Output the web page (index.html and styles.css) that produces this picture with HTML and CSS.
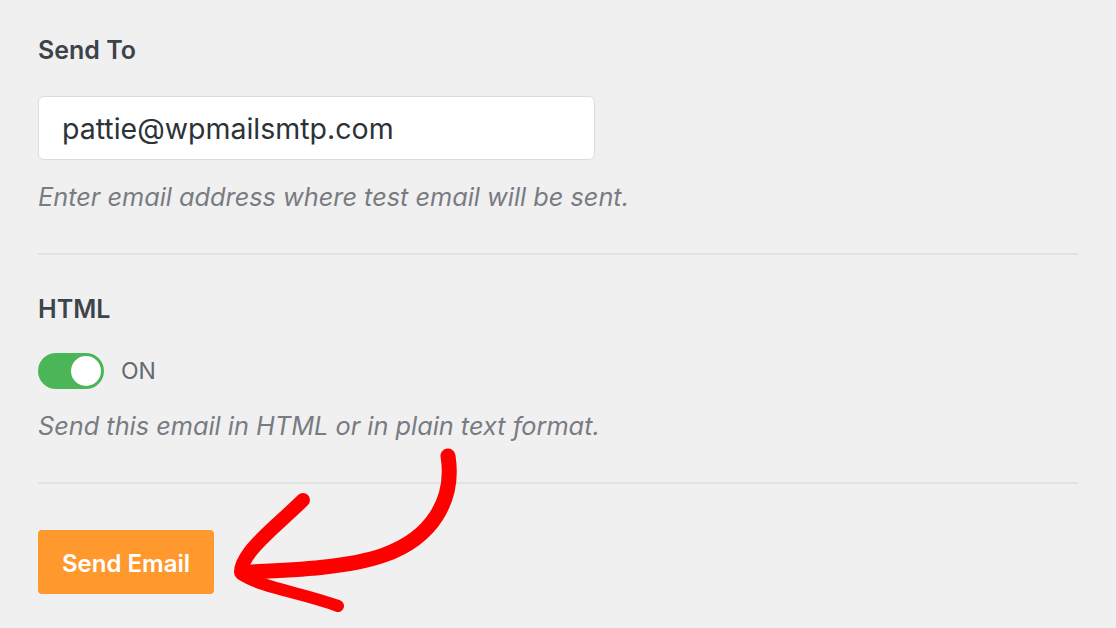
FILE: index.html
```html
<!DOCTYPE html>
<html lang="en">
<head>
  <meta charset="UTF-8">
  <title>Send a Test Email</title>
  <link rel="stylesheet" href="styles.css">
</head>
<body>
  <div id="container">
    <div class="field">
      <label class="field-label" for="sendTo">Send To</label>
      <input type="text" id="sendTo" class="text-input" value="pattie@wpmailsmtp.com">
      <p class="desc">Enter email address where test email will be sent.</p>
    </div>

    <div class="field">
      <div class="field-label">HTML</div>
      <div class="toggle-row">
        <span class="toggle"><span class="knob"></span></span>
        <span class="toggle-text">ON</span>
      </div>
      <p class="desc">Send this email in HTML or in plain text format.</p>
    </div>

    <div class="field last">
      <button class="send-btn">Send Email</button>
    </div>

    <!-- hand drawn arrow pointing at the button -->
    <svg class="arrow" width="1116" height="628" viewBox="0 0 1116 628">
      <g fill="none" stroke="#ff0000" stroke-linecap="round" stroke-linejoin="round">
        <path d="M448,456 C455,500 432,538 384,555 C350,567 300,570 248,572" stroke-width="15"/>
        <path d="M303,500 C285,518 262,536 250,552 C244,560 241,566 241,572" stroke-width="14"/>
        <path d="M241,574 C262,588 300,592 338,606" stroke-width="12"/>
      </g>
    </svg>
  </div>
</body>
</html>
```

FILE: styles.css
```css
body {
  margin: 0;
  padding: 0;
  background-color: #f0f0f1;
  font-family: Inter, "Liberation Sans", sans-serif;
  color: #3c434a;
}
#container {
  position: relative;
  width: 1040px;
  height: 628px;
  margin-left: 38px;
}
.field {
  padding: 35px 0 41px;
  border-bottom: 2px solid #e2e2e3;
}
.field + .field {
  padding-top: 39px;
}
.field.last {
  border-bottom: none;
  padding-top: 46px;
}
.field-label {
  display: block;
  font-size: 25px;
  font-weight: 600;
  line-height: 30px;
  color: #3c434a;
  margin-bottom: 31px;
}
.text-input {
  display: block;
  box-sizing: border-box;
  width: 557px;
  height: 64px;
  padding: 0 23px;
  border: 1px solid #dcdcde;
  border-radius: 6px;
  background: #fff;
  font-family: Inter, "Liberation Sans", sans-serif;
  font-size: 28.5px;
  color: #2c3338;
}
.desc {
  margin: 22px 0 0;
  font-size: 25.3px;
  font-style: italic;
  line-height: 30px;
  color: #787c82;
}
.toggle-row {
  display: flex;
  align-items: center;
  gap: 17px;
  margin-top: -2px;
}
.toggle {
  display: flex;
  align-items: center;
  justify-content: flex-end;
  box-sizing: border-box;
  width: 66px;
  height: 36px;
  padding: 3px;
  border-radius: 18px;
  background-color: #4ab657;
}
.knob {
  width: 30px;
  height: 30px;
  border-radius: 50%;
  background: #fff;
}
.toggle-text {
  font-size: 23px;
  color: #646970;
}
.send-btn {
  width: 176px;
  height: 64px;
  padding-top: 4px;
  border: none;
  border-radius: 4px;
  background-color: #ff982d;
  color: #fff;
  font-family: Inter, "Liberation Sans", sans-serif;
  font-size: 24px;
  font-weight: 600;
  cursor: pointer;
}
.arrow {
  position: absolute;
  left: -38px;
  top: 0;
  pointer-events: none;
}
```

● ● ● ●

> _Problem_
Leaving out the pictures, repeat the data above exactly.

> _Response to the task_
Output the web page (index.html and styles.css) that produces this picture with HTML and CSS.
FILE: index.html
```html
<!DOCTYPE html>
<html lang="en">
<head>
  <meta charset="UTF-8">
  <title>Send a Test Email</title>
  <link rel="stylesheet" href="styles.css">
</head>
<body>
  <div id="container">
    <div class="field">
      <label class="field-label" for="sendTo">Send To</label>
      <input type="text" id="sendTo" class="text-input" value="pattie@wpmailsmtp.com">
      <p class="desc">Enter email address where test email will be sent.</p>
    </div>

    <div class="field">
      <div class="field-label">HTML</div>
      <div class="toggle-row">
        <span class="toggle"><span class="knob"></span></span>
        <span class="toggle-text">ON</span>
      </div>
      <p class="desc">Send this email in HTML or in plain text format.</p>
    </div>

    <div class="field last">
      <button class="send-btn">Send Email</button>
    </div>

    <!-- hand drawn arrow pointing at the button -->
    <svg class="arrow" width="1116" height="628" viewBox="0 0 1116 628">
      <g fill="none" stroke="#ff0000" stroke-linecap="round" stroke-linejoin="round">
        <path d="M448,456 C455,500 432,538 384,555 C350,567 300,570 248,572" stroke-width="15"/>
        <path d="M303,500 C285,518 262,536 250,552 C244,560 241,566 241,572" stroke-width="14"/>
        <path d="M241,574 C262,588 300,592 338,606" stroke-width="12"/>
      </g>
    </svg>
  </div>
</body>
</html>
```

FILE: styles.css
```css
body {
  margin: 0;
  padding: 0;
  background-color: #f0f0f1;
  font-family: Inter, "Liberation Sans", sans-serif;
  color: #3c434a;
}
#container {
  position: relative;
  width: 1040px;
  height: 628px;
  margin-left: 38px;
}
.field {
  padding: 35px 0 41px;
  border-bottom: 2px solid #e2e2e3;
}
.field + .field {
  padding-top: 39px;
}
.field.last {
  border-bottom: none;
  padding-top: 46px;
}
.field-label {
  display: block;
  font-size: 25px;
  font-weight: 600;
  line-height: 30px;
  color: #3c434a;
  margin-bottom: 31px;
}
.text-input {
  display: block;
  box-sizing: border-box;
  width: 557px;
  height: 64px;
  padding: 0 23px;
  border: 1px solid #dcdcde;
  border-radius: 6px;
  background: #fff;
  font-family: Inter, "Liberation Sans", sans-serif;
  font-size: 28.5px;
  color: #2c3338;
}
.desc {
  margin: 22px 0 0;
  font-size: 25.3px;
  font-style: italic;
  line-height: 30px;
  color: #787c82;
}
.toggle-row {
  display: flex;
  align-items: center;
  gap: 17px;
  margin-top: -2px;
}
.toggle {
  display: flex;
  align-items: center;
  justify-content: flex-end;
  box-sizing: border-box;
  width: 66px;
  height: 36px;
  padding: 3px;
  border-radius: 18px;
  background-color: #4ab657;
}
.knob {
  width: 30px;
  height: 30px;
  border-radius: 50%;
  background: #fff;
}
.toggle-text {
  font-size: 23px;
  color: #646970;
}
.send-btn {
  width: 176px;
  height: 64px;
  padding-top: 4px;
  border: none;
  border-radius: 4px;
  background-color: #ff982d;
  color: #fff;
  font-family: Inter, "Liberation Sans", sans-serif;
  font-size: 24px;
  font-weight: 600;
  cursor: pointer;
}
.arrow {
  position: absolute;
  left: -38px;
  top: 0;
  pointer-events: none;
}
```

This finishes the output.